4-15-20 How will each of the 4 shutdown impacts affect construction?
An estimate of the amount of construction volume lost between March and April could be on the order of 10% to 12%. We won’t see April construction spending #s until June 1st, but a loss of 10% equates to about $10-$12 billion work stopped in a single month.
- 30% of firms said they had been asked by government officials to shut down jobs.
- 53% of respondents said their projects have been delayed by owners.
- 7% said owners had canceled their projects.
NAHB 4-15-20 Builder Confidence Posts Historic Decline
If they stop buying them, next they stop building them. I’m forecasting temp shut down of 15% of residential backlog and a 10% drop in new starts.
U.S. manufacturing output posts largest drop since 1946
Think of all the manufactured products that go into construction of a new home: Doors, windows, roofing, siding, wallboard, lighting, heating, plumbing fixtures, wire, pipe, cabinets, appliances, etc. How many of these will be in short supply leading to delays in completing new or restarted work?
Pandemic Construction Forecasting needs to account for 4 types of impacts.
- 1 Work stoppage – stay at home, how deep is the work stoppage
- 2 Work restart – % restart/month, how slow does work restart
- 3 Work canceled – some work never restarts, how severe
- 4 New Starts – future capital spending plans canceled, how cautious
The initial shutdown cumulative total spending lowest point is in April-May 2020 due to the abrupt shut down. When work rebounds, it restarts gradually over a period of months.

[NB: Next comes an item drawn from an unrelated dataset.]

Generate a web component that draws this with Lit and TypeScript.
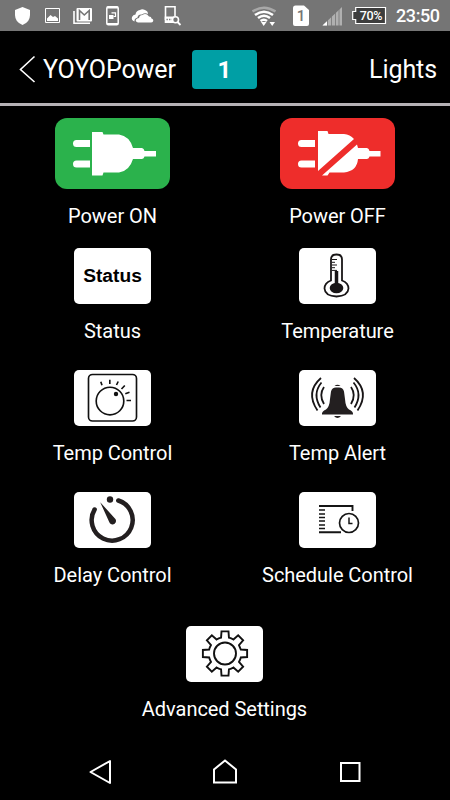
import { LitElement, html, css, svg, SVGTemplateResult } from "lit";
import { customElement, property } from "lit/decorators.js";

/** Draws a cropped piece of artwork: box is "x y width height". */
const art = (box: string, body: SVGTemplateResult) => {
  const [, , w, h] = box.split(" ");
  return html`<svg width=${w} height=${h} viewBox=${box}>${body}</svg>`;
};

const gearPath = (cx: number, cy: number) => {
  const ring: [number, number][] = [[-14, 16.3], [-9, 22.4], [9, 22.4], [14, 16.3]];
  let d = "";
  for (let i = 0; i < 8; i++) {
    ring.forEach(([da, r], k) => {
      const a = ((i * 45 + da) * Math.PI) / 180;
      const p = `${(cx + r * Math.cos(a)).toFixed(2)} ${(cy + r * Math.sin(a)).toFixed(2)}`;
      d += d === "" ? `M${p}` : k === 0 ? `A16.3 16.3 0 0 1 ${p}` : `L${p}`;
    });
  }
  return `${d}Z`;
};

const prongs = svg`<path d="M76.500 140H90V147H76.500A3.500 3.500 0 0 1 76.500 140ZM76.500 160.500H90V167.500H76.500A3.500 3.500 0 0 1 76.500 160.500Z"/>`;

const ICONS: Record<string, SVGTemplateResult> = {
  on: svg`<g fill="#fff">${prongs}
    <path d="M92 132H102.500L103.500 134.500H119Q129.500 136 133 148H142Q144 148.500 144.500 151H156V156.500H144.500Q144 158.500 142 159H133Q129.500 171 119 172.500H103.500L102.500 175.500H92Z"/></g>`,
  off: svg`<g fill="#fff">${prongs}
    <path d="M93 131H102.500L103.500 134H119Q125 134.500 129 139L93 171Z"/>
    <path d="M132 144.500L133 148H142Q144 148.500 144.500 151H155.500V156.500H144.500Q144 158.500 142 159H133Q132 171 119 172.500H104.500L102.500 175.500H97Z"/></g>`,
  temperature: svg`
    <path d="M331 280.500V259.500Q331 254.500 336.500 254.500Q342 254.500 342 259.500V280.500Q348.500 283 348.500 288.500Q348 296 336.500 296.500Q325 296 324.500 288.500Q324.500 283 331 280.500Z" fill="#fff" stroke="#181516" stroke-width="1.800"/>
    <ellipse cx="336.500" cy="288" rx="6.800" ry="5.200" fill="#181516"/>
    <path d="M336.500 271V286" stroke="#181516" stroke-width="3.500"/>
    <path d="M332 259.500H337M332 262.300H335M332 265H337M332 267.700H335M332 270.400H337" stroke="#181516" stroke-width="1"/>`,
  knob: svg`<g fill="none" stroke="#111" stroke-width="1.650">
    <rect x="88.500" y="374.500" width="48" height="46.500" rx="4"/>
    <circle cx="110" cy="401" r="13.800"/>
    <path d="M102 385.300L100.800 381.800M109.800 384V379.800M116.500 385L118.200 381.500M121.500 389L124.800 385.500M125.300 393.800L129.500 392.300M126.500 400.500H131"/></g>
    <circle cx="116" cy="394" r="2.200" fill="#111"/>`,
  bell: svg`<path d="M322 414.500Q321.500 411.500 326 409.500Q329.500 407 330 399L331 391.500Q332 387.500 336 387.500H339Q343 387.500 344 391.500L345 399Q345.500 407 349 409.500Q353.500 411.500 353 414.500ZM334.500 386Q337.500 383.500 340.500 386ZM334 416H341Q337.500 420 334 416Z" fill="#231f20"/>
    <g fill="none" stroke="#181516" stroke-width="1.800">
    <path d="M321 378Q305 392 317.500 410.500M321.500 382.500Q312 394 320.500 407.500M324 387Q318.500 395 324 404"/>
    <path d="M354 378Q370 392 357.500 410.500M353.500 382.500Q363 394 354.500 407.500M351 387Q356.500 395 351 404"/></g>`,
  timer: svg`<path d="M94.600 509.500A20.500 20.500 0 1 0 118.300 500.500" fill="none" stroke="#231f20" stroke-width="4.500" stroke-linecap="round"/>
    <circle cx="110" cy="499.500" r="3.200" fill="#231f20"/>
    <path d="M100.200 502.200L114.500 518A3.500 3.500 0 1 1 109.200 522Z" fill="#231f20"/>`,
  schedule: svg`<g fill="none" stroke="#151515">
    <path d="M319 506H352.500V511M319 532.200H341" stroke-width="1.900"/>
    <path d="M319 510H325M319 514H325M319 517.500H325M319 521H325M319 525H325M319 528.500H325" stroke-width="1.500"/>
    <circle cx="349" cy="523" r="9.500" stroke-width="1.700"/>
    <path d="M349 517.500V523.500H352.500" stroke-width="1.500"/></g>`,
  gear: svg`<g fill="none" stroke="#111" stroke-width="1.900"><path d=${gearPath(225, 653.5)}/><circle cx="225" cy="653.500" r="11"/></g>`,
};

@customElement("menu-tile")
export class MenuTile extends LitElement {
  @property() label = "";
  @property() icon = "";
  @property() box = "";
  @property() tone = "";
  static styles = css`
    :host { display: flex; flex-direction: column; align-items: center; color: #fff; }
    .face { width: 77px; height: 56px; border-radius: 5px; background: #fff; overflow: hidden;
      display: flex; align-items: center; justify-content: center; }
    .face.green, .face.red { width: 115px; height: 71px; border-radius: 12px; }
    .face.green { background: #2bb24c; }
    .face.red { background: #ee2d2b; }
    svg { display: block; }
    .word { font: bold 19.2px/22px "Liberation Sans", Arial, sans-serif; color: #000; }
    .label { font: 20px/24px Roboto, sans-serif; letter-spacing: -0.05px; white-space: nowrap; margin-top: 15px; }
  `;
  render() {
    return html`
      <div class="face ${this.tone}">
        ${this.icon === "word" ? html`<span class="word">Status</span>` : art(this.box, ICONS[this.icon])}
      </div>
      <div class="label">${this.label}</div>`;
  }
}

@customElement("status-bar")
export class StatusBar extends LitElement {
  static styles = css`
    :host { display: flex; height: 31px; background: #757575; align-items: center; color: #fff; }
    svg { display: block; height: 31px; flex: none; }
    .left { display: flex; width: 252px; flex: none; }
    .battery { position: relative; width: 35px; height: 31px; margin-left: 9px; }
    .pct { position: absolute; left: 5px; top: 8px; width: 28px; text-align: center; font: 500 12.5px/16px Roboto, sans-serif; letter-spacing: -0.3px; }
    .sim { position: relative; margin-left: 17px; }
    .simno { position: absolute; left: 0; top: 8px; width: 16px; text-align: center; color: #757575; font: 500 15px/17px Roboto, sans-serif; }
    .signal { margin-left: 12px; }
    .time { margin-left: 9px; font: 500 18px/31px Roboto, sans-serif; letter-spacing: -0.4px; height: 31px; }
  `;
  render() {
    return html`
      <div class="left">
        ${art("0 0 38 31", svg`<path d="M22.500 7L30 10V15Q30 22 22.500 25Q15 22 15 15V10Z" fill="#fff"/>`)}
        ${art("38 0 29 31", svg`<path d="M45.500 8.500H59.500V22.500H45.500Z" fill="none" stroke="#fff"/><path d="M47 21V18.500L50.500 15L53 17L55 16L58 18.500V21Z" fill="#fff"/>`)}
        ${art("67 0 33 31", svg`<path d="M74 11V23.300H90" fill="none" stroke="#fff" stroke-width="1.600"/><rect x="76.500" y="8" width="15.500" height="13.500" rx="1" fill="#fff"/><path d="M79.500 20V10.500L84.300 15L89.200 10.500V20" fill="none" stroke="#757575" stroke-width="1.600"/>`)}
        ${art("100 0 25 31", svg`<rect x="106.800" y="6.800" width="11.400" height="18" rx="1.500" fill="none" stroke="#fff" stroke-width="1.500"/><path d="M107 7.500H118M107 24H118" stroke="#fff" stroke-width="1.800"/><path d="M111.500 12.800H115.500V16.500H113.500" fill="none" stroke="#fff" stroke-width="1.200"/><path d="M109 15H113.500V19H109Z" fill="#fff"/>`)}
        ${art("125 0 33 31", svg`<path d="M134.500 21.500Q131 20 132 17Q133 14.500 135.500 14.500Q136 10.500 140 10Q142 8.500 145 10Q148 11 148 14Q145 12.500 142 14.500Q138 14 137.500 17.500Q134 18.500 134.500 21.500Z" fill="#fff"/><path d="M138 22.500Q135 21.500 136 19.500Q137 18 139 18Q139.500 15 142.500 15Q146 12.500 149 16.500Q151.500 16.500 151.500 18.500Q154 19.500 153 21.500Q152.500 22.500 151 22.500Z" fill="#fff"/>`)}
        ${art("158 0 30 31", svg`<path d="M165.500 20V6.800H175V16" fill="none" stroke="#fff" stroke-width="1.600"/><path d="M164.700 16.500H175V23H164.700Z" fill="#fff"/><path d="M166.500 19.500H173" stroke="#757575" stroke-width="1.500" stroke-dasharray="1.300 1.300"/><circle cx="175.500" cy="19.800" r="3" fill="#757575" stroke="#fff" stroke-width="1.600"/><path d="M177.500 22L180.500 25" stroke="#fff" stroke-width="1.800"/>`)}
      </div>
      ${art("252 0 24 31", svg`<g fill="none" stroke="#fff" stroke-width="2.500">
        <path d="M252.500 11.500Q264 4 275.500 11.500" stroke="#a8a8a8"/><path d="M255 15Q264 8.500 273 15M258 18Q264 13.500 270 18M260.500 21Q264 18.500 267 21"/></g>
        <path d="M261 22H266.500L263.700 26ZM269.500 22H275L272.200 26Z" fill="#fff"/>`)}
      <div class="sim">${art("293 0 16 31", svg`<path d="M295.500 5.500H304L309 10V24Q309 26 307 26H295Q293 26 293 24V8Q293 5.500 295.500 5.500Z" fill="#fff"/>`)}<span class="simno">1</span></div>
      <div class="signal">${art("321 0 22 31", svg`<path d="M342 7V25.500H322.500Z" fill="#b0b0b0"/><path d="M322.500 25.500L327 21.300V25.500Z" fill="#fff"/><path d="M327.500 7V26M331.500 7V26M335.500 7V26M339 7V26" stroke="#757575" stroke-width=".8"/>`)}</div>
      <div class="battery">${art("352 0 35 31", svg`<path d="M355.700 7.500H385.500V23.500H355.700V19.500H352.700V11.500H355.700Z" fill="#3d3d3d" stroke="#fff" stroke-width="1.200"/>`)}<span class="pct">70%</span></div>
      <span class="time">23:50</span>`;
  }
}

@customElement("app-root")
export class AppRoot extends LitElement {
  static styles = css`
    :host { display: flex; flex-direction: column; width: 450px; height: 800px; background: #000; color: #fff; overflow: hidden; font-family: Roboto, sans-serif; }
    svg { display: block; }
    header { display: flex; align-items: center; height: 72px; padding: 0 13px 0 19px; box-sizing: border-box; flex: none; font-size: 25px; line-height: 30px; }
    .back { margin: 4px 7px 0 0; }
    .title, .room { margin-top: 6px; white-space: nowrap; letter-spacing: -0.08px; }
    .title { width: 132px; }
    .badge { width: 65px; height: 39px; margin: 4px 0 0 17px; border-radius: 4px; background: #009fa5; text-align: center; font: bold 24px/40px Roboto, sans-serif; }
    .room { margin-left: auto; }
    .rule { height: 3px; background: #b5b1b5; flex: none; }
    .grid { display: grid; grid-template-columns: 225px 225px; grid-template-rows: 130px 122px 122px 122px; padding-top: 12px; flex: none; }
    .last { margin: 12px 1px 0 0; }
    nav { display: flex; justify-content: space-between; margin-top: auto; height: 56px; padding: 0 89px; align-items: center; }
  `;
  render() {
    return html`
      <status-bar></status-bar>
      <header>
        <span class="back">${art("19 54 17 28", svg`<path d="M34.500 55.500L20.500 68.500L34.500 81" fill="none" stroke="#fff" stroke-width="1.600"/>`)}</span>
        <span class="title">YOYOPower</span>
        <span class="badge">1</span>
        <span class="room">Lights</span>
      </header>
      <div class="rule"></div>
      <div class="grid">
        <menu-tile label="Power ON" icon="on" tone="green" box="55 118 115 71"></menu-tile>
        <menu-tile label="Power OFF" icon="off" tone="red" box="55 118 115 71"></menu-tile>
        <menu-tile label="Status" icon="word"></menu-tile>
        <menu-tile label="Temperature" icon="temperature" box="299 248 77 56"></menu-tile>
        <menu-tile label="Temp Control" icon="knob" box="74 370 77 56"></menu-tile>
        <menu-tile label="Temp Alert" icon="bell" box="299 370 77 56"></menu-tile>
        <menu-tile label="Delay Control" icon="timer" box="74 492 77 56"></menu-tile>
        <menu-tile label="Schedule Control" icon="schedule" box="299 492 77 56"></menu-tile>
      </div>
      <menu-tile class="last" label="Advanced Settings" icon="gear" box="186 626 77 56"></menu-tile>
      <nav>
        ${art("89 744 22 56", svg`<path d="M110 761V783L90.500 772Z" fill="none" stroke="#fff" stroke-width="2" stroke-linejoin="round"/>`)}
        ${art("212 744 26 56", svg`<path d="M214 782.500V769.500L225 760.500L236 769.500V782.500Z" fill="none" stroke="#fff" stroke-width="2"/>`)}
        ${art("339 744 22 56", svg`<rect x="341" y="763" width="18.500" height="18" fill="none" stroke="#fff" stroke-width="2"/>`)}
      </nav>`;
  }
}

Some of the work that shut down will not restart. Also, reduced new starts lowers the cumulative total spending again in the first half of 2021, where residential spending hits it’s low point. Here’s the jobs impact of each.
- 1 Work stoppage – stay at home, how deep is the work stoppage
From March 15th to April 15th, it is estimated that about 10% to 12% of all construction work stopped, or about $10-$12 billion work stopped in a single month. This work remains on hold as we assess when it is appropriate to reopen the economy. A $10 billion/month work stoppage shuts down 600,000 jobs/month from Mar 15 to Apr 30, perhaps longer.
- 2 Work restart – % restart/month, how slow does work restart
For a number of reasons, all work will not restart immediately. I’ve modeled the work to restart over 6 months. If only 33% of the stopped work resumes in May, only 33% or 200,000 of the 600,000 lost jobs return, 400,000 remain shut down. If each month 100,000 more jobs restart, the net lost time over 6 months is 1,800,000 man-months or an average of 300,000 jobs for 6 months.
- 3 Work canceled – some work never restarts, how severe
It’s possible some work will be put on hold for a long time or outright canceled. If 10% of all work that was forced to shut down does not restart, then about 1.5% of all work in backlog disappears. There was $1.3 trillion in starting backlog leading into 2020. A 1.5% decline in backlog amounts to almost $20 billion in work that might not restart. That workload would have taken place over the next 20-30 months, so it is equivalent to about $1 billion a month. Jobs lost would equate to 4000 to 5000 jobs for 20 to 30 months.
- 4 New Starts – future capital spending plans canceled, how cautious
Dodge is now forecasting a 10% to 15% decline in new construction starts in 2020. (Prior to the pandemic, Dodge was forecasting a 4% drop in new 2020 starts). If new starts drop by 10%, that equates to a decline of about $130 billion in future work. That would be spread out over the next 3 years or so. On average that reduces jobs by about 20,000, but that loss lasts for the next 3 years.
Construction spending varies from month to month, but total annual rate of spending will not return to the Jan-Feb 2020 level until at least 2023. Construction jobs may not reach the Feb 2020 level again until 2024.